From late 2015 until May, 2022, he also wrote preview articles and some reviews of theater productions for the Winston-Salem (NC) Journal.

Plays

  • Rehearsals
    What can go wrong? Wilmertown Community Theatre is readying their production of Oscar Wilde's "An Ideal Husband" - with just a few difficulties: feuding actors, actors that can't remember their lines, backstage flirtations and no budget - just to name a few.

    A comedic look into the backstage antics and disarray that the audience is never supposed to see.
  • Conversations in a Cafe
    In a small cafe in a very large city, eight people cross paths in various stages of the eternal search for love, sex or at least someone to talk to - while young Meredith, their waitress with a plan of her own, watches and comments.
  • All About Faith
    In a compact, shared office in the Tennessee Prison for Women, prison psychologist Sylvia Adams is losing interest in her work and thinks she’s seen it all. Then she meets young Faith Wilson. With her assistant, she discovers that, for some reason, Faith speaks almost entirely in Bible verses.

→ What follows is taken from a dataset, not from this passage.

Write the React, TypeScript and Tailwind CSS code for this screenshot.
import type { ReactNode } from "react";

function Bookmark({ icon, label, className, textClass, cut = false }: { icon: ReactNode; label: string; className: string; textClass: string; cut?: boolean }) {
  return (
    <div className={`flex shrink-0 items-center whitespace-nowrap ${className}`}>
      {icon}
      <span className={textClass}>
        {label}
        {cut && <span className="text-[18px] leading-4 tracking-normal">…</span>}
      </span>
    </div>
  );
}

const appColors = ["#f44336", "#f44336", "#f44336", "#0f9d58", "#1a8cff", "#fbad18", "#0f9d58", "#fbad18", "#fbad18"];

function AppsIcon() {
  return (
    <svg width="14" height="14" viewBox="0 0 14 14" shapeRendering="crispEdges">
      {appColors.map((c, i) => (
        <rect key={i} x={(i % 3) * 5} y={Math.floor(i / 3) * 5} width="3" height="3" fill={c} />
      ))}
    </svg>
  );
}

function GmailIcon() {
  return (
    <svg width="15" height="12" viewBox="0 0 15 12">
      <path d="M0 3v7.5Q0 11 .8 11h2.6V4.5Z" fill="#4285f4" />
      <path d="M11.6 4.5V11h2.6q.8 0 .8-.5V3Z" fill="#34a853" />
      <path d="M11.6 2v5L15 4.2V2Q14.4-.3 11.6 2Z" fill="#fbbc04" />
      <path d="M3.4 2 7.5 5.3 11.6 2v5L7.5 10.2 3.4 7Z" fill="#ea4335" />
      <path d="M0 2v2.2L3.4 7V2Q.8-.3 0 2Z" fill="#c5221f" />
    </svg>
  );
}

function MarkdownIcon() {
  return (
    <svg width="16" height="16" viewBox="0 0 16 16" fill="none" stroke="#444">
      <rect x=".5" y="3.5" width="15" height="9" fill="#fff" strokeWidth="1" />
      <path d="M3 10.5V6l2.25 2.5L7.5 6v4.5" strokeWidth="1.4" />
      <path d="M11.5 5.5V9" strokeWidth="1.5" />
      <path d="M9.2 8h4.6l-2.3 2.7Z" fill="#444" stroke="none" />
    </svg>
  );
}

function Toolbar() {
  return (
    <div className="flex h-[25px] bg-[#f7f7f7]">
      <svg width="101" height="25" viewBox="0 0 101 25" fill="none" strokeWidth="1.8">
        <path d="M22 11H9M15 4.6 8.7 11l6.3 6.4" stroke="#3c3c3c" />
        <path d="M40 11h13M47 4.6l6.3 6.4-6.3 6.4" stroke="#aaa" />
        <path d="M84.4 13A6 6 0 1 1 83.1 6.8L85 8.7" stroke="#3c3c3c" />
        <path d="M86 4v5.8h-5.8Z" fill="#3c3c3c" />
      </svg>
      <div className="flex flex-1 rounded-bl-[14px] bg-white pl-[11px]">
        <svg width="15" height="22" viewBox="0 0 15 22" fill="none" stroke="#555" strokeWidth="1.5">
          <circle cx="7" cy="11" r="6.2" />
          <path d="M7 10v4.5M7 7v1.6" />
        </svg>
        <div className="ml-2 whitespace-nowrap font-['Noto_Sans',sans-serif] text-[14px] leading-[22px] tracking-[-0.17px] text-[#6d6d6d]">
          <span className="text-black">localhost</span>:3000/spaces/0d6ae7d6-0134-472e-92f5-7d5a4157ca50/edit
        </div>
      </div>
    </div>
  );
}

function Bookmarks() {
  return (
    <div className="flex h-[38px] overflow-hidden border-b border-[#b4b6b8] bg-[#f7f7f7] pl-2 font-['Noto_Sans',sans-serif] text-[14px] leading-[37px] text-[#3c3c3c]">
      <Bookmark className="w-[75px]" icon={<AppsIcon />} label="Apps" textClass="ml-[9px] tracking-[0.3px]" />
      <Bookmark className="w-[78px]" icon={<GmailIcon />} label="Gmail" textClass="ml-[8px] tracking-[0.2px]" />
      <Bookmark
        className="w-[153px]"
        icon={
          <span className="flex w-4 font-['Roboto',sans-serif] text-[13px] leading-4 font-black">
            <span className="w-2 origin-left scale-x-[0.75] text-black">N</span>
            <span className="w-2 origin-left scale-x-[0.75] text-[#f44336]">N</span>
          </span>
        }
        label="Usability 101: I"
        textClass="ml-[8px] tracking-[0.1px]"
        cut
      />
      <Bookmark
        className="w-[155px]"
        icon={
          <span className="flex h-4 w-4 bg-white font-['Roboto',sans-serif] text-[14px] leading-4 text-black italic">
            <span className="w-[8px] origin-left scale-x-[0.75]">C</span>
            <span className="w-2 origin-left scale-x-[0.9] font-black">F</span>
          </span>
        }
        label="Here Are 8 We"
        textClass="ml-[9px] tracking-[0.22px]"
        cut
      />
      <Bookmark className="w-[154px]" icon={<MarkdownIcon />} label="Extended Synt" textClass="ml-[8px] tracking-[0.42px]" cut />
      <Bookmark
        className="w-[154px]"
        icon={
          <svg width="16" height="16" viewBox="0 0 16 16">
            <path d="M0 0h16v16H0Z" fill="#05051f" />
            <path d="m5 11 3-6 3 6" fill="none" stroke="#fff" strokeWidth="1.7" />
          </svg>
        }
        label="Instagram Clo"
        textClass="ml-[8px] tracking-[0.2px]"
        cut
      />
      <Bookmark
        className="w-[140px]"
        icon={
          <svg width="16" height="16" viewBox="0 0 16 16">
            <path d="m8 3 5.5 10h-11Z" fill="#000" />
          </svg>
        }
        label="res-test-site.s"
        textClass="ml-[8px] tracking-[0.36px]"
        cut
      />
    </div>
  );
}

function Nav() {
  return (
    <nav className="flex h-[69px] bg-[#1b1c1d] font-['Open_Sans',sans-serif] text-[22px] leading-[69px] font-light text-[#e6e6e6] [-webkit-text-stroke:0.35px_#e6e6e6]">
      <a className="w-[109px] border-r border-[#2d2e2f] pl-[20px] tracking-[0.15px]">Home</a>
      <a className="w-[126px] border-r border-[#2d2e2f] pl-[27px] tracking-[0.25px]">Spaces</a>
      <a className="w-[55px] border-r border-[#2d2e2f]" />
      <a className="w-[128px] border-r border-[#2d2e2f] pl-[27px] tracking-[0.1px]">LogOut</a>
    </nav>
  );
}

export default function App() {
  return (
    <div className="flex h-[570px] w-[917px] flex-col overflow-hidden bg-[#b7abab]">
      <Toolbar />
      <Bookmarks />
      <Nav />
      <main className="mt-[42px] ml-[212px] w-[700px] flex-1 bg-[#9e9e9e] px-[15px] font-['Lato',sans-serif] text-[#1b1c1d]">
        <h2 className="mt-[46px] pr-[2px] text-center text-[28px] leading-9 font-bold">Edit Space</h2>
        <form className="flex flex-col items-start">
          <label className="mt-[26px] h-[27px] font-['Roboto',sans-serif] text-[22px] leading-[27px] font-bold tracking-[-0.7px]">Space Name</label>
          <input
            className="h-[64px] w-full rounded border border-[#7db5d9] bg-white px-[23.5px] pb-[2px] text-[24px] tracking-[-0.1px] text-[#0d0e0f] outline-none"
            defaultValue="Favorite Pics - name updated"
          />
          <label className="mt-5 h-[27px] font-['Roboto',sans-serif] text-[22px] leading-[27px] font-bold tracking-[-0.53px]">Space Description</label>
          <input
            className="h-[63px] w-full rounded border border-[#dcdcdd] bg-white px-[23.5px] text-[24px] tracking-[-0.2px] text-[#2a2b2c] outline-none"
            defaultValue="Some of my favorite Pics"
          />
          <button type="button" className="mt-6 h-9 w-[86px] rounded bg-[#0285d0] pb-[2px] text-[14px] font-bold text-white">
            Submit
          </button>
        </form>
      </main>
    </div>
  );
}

    Sylvia’s rote response to her clients’ usual problems – suspect the husband – falls apart when she...
    In a compact, shared office in the Tennessee Prison for Women, prison psychologist Sylvia Adams is losing interest in her work and thinks she’s seen it all. Then she meets young Faith Wilson. With her assistant, she discovers that, for some reason, Faith speaks almost entirely in Bible verses.

    Sylvia’s rote response to her clients’ usual problems – suspect the husband – falls apart when she interviews Delbert Wilson and dismisses the husband as cause; he’s a victim, too.

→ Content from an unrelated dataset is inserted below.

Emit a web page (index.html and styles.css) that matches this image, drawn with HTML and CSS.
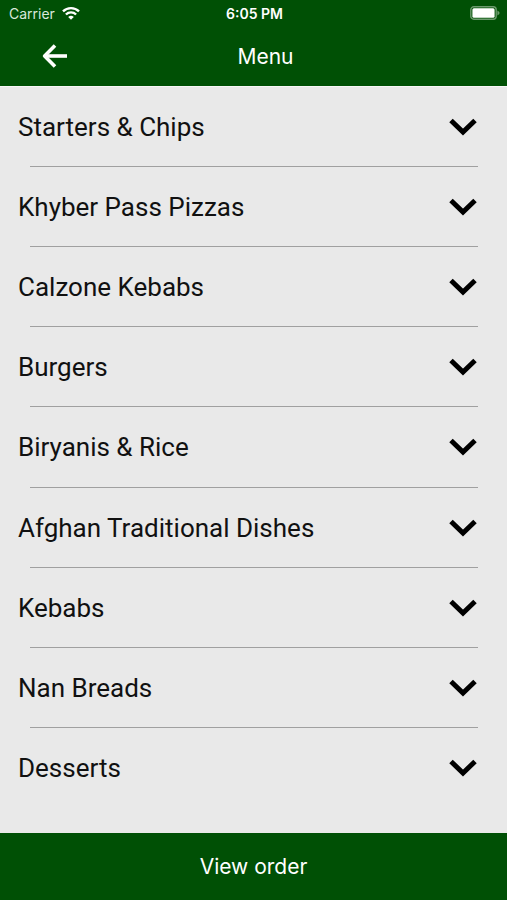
FILE: index.html
```
<!DOCTYPE html>
<html lang="en">
<head>
    <meta charset="UTF-8">
    <meta name="viewport" content="width=device-width, initial-scale=1.0">
    <title>Menu</title>
    <link rel="stylesheet" href="styles.css">
</head>
<body>
    <header class="header">
        <div class="status-bar">
            <div class="carrier">
                <span>Carrier</span>
                <svg class="wifi" viewBox="0 0 18 14" fill="none" stroke="#fff" stroke-width="2.4">
                    <path d="M1 5.4 A11.4 11.4 0 0 1 17 5.4"/>
                    <path d="M3.9 8.5 A7.2 7.2 0 0 1 14.1 8.5"/>
                    <path d="M9 13.8 L6.2 11 A4 4 0 0 1 11.8 11 Z" fill="#fff" stroke="none"/>
                </svg>
            </div>
            <div class="time">6:05 PM</div>
            <svg class="battery" viewBox="0 0 30 14">
                <rect x="0.8" y="0.8" width="25.4" height="12.4" rx="3" fill="none" stroke="#6b9a6d" stroke-width="1.4"/>
                <rect x="2.4" y="2.2" width="22.2" height="9.6" rx="1.5" fill="#fff"/>
                <path d="M27.4 4.5 Q29.6 5.6 29.6 7 Q29.6 8.4 27.4 9.5 Z" fill="#6b9a6d"/>
            </svg>
        </div>
        <div class="nav-bar">
            <button class="back-btn" aria-label="Back">
                <svg viewBox="0 0 26 24" fill="none" stroke="#fff" stroke-width="3.6">
                    <path d="M25 12 H3"/>
                    <path d="M13 1.6 L2.6 12 L13 22.4" stroke-linejoin="round"/>
                </svg>
            </button>
            <h1 class="title">Menu</h1>
        </div>
    </header>

    <main class="menu-list">
        <button class="menu-item">
            <span>Starters &amp; Chips</span>
            <svg class="chevron" viewBox="0 0 28 18"><path d="M2 2.5 L14 14 L26 2.5"/></svg>
        </button>
        <button class="menu-item">
            <span>Khyber Pass Pizzas</span>
            <svg class="chevron" viewBox="0 0 28 18"><path d="M2 2.5 L14 14 L26 2.5"/></svg>
        </button>
        <button class="menu-item">
            <span>Calzone Kebabs</span>
            <svg class="chevron" viewBox="0 0 28 18"><path d="M2 2.5 L14 14 L26 2.5"/></svg>
        </button>
        <button class="menu-item">
            <span>Burgers</span>
            <svg class="chevron" viewBox="0 0 28 18"><path d="M2 2.5 L14 14 L26 2.5"/></svg>
        </button>
        <button class="menu-item">
            <span>Biryanis &amp; Rice</span>
            <svg class="chevron" viewBox="0 0 28 18"><path d="M2 2.5 L14 14 L26 2.5"/></svg>
        </button>
        <button class="menu-item">
            <span>Afghan Traditional Dishes</span>
            <svg class="chevron" viewBox="0 0 28 18"><path d="M2 2.5 L14 14 L26 2.5"/></svg>
        </button>
        <button class="menu-item">
            <span>Kebabs</span>
            <svg class="chevron" viewBox="0 0 28 18"><path d="M2 2.5 L14 14 L26 2.5"/></svg>
        </button>
        <button class="menu-item">
            <span>Nan Breads</span>
            <svg class="chevron" viewBox="0 0 28 18"><path d="M2 2.5 L14 14 L26 2.5"/></svg>
        </button>
        <button class="menu-item">
            <span>Desserts</span>
            <svg class="chevron" viewBox="0 0 28 18"><path d="M2 2.5 L14 14 L26 2.5"/></svg>
        </button>
    </main>

    <button class="order-btn">View order</button>
</body>
</html>
```
FILE: styles.css
```
* {
    box-sizing: border-box;
}
body {
    margin: 0;
    min-height: 100vh;
    display: flex;
    flex-direction: column;
    font-family: Inter, "Liberation Sans", sans-serif;
    background-color: #e9e9e9;
    color: #111;
}
button {
    margin: 0;
    padding: 0;
    border: none;
    background: none;
    font-family: inherit;
    color: inherit;
    cursor: pointer;
}
svg {
    display: block;
}
.header {
    background-color: #005005;
    color: white;
}
.status-bar {
    display: grid;
    grid-template-columns: 1fr auto 1fr;
    align-items: center;
    height: 26px;
    padding: 0 7px 0 9px;
    font-size: 14px;
}
.carrier {
    display: flex;
    align-items: center;
    gap: 7px;
    color: #d9e8da;
}
.wifi {
    width: 18px;
    height: 14px;
}
.time {
    font-weight: 600;
}
.battery {
    width: 30px;
    height: 14px;
    justify-self: end;
}
.nav-bar {
    display: grid;
    grid-template-columns: 1fr auto 1fr;
    align-items: center;
    height: 60px;
    padding: 0 42px;
}
.title {
    grid-column: 2;
    margin: 0;
    padding-left: 24px;
    font-size: 21px;
    font-weight: normal;
}
.back-btn {
    width: 26px;
}
.menu-list {
    flex: 1;
    display: grid;
    grid-auto-rows: 1fr;
    padding-bottom: 25px;
    border-top: 1px solid #f7f7f7;
}
.menu-item {
    position: relative;
    display: flex;
    justify-content: space-between;
    align-items: center;
    min-height: 60px;
    padding: 0 30px 0 18px;
    font-family: Roboto, "Liberation Sans", sans-serif;
    font-size: 26px;
    text-align: left;
}
/* inset divider between rows */
.menu-item:not(:last-child)::after {
    content: "";
    position: absolute;
    left: 30px;
    right: 29px;
    bottom: 0;
    height: 1px;
    background-color: #a0a0a0;
}
.chevron {
    width: 28px;
    height: 18px;
    fill: none;
    stroke: #000;
    stroke-width: 5;
}
.order-btn {
    height: 67px;
    background-color: #005005;
    color: white;
    font-size: 21px;
}
```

    Sylvia begins to revitalize her professional spirit as she digs deeper. Her assistant, Jonathan, and prison guard Ophelia uncover vital information. Sylvia then takes on Brother Calvin Revels to try to discover the core and cause of Faith’s affliction – an unscrupulous, manipulative con man posing as a pastor in Faith’s tiny mountain town, who has nevertheless begun to believe his own preaching.

    Though she realizes that Revels cannot be held responsible – legally, anyway – for Faith’s actions, she confronts Faith with her new knowledge. Her goal: break Faith out of her denial and try to find a center ground that might give Faith some hope for recovery and a future. Despite her own personal beliefs, Sylvia succeeds in offering a pragmatic solution that might put Faith’s life back on track, at the same time as Sylvia rediscovers purpose in her own life and career.
  • Reunions
    An eclectic group of men and women gather to dissect their 10th high school reunion -- and each other. Ten years later, most of them gather again -- in part, to deal with the loss of one of their own.
  • Communication Gap
    In this 10-minute play, Katherine and her ever-present video tool cross paths with James, who alleges that they attend the same sociology class and he'd just like to buy her a cup of coffee. Katherine, who prefers documentary style, engages him in a verbal battle that reflects on interpersonal communication in a digital era.
  • The Release
    In this 10-minute play, a young publicist for a U.S. House campaign nears the end of a seemingly successful election night when her boss approaches her with a release obtained, he says, from the opposition camp. In it, they claim - perhaps prematurely - their own success. He wants the release anonymously issued to the media, so that it will come back to burn the other party. Is it right? Is it necessary? Is it a real release?
  • The Road Not Taken
    In this 10-minute play, two not-yet-quite-famous playwrights meet for an ale in a London pub, 1593. The more-successful Chris is stunned to hear friend and sometimes co-writer Bill giving serious contemplation to leaving the theater in favor of a regular paycheck as a tradesman back home. Can they both continue to survive on the challenging coinage offerings made to beginners at the playwriting trade?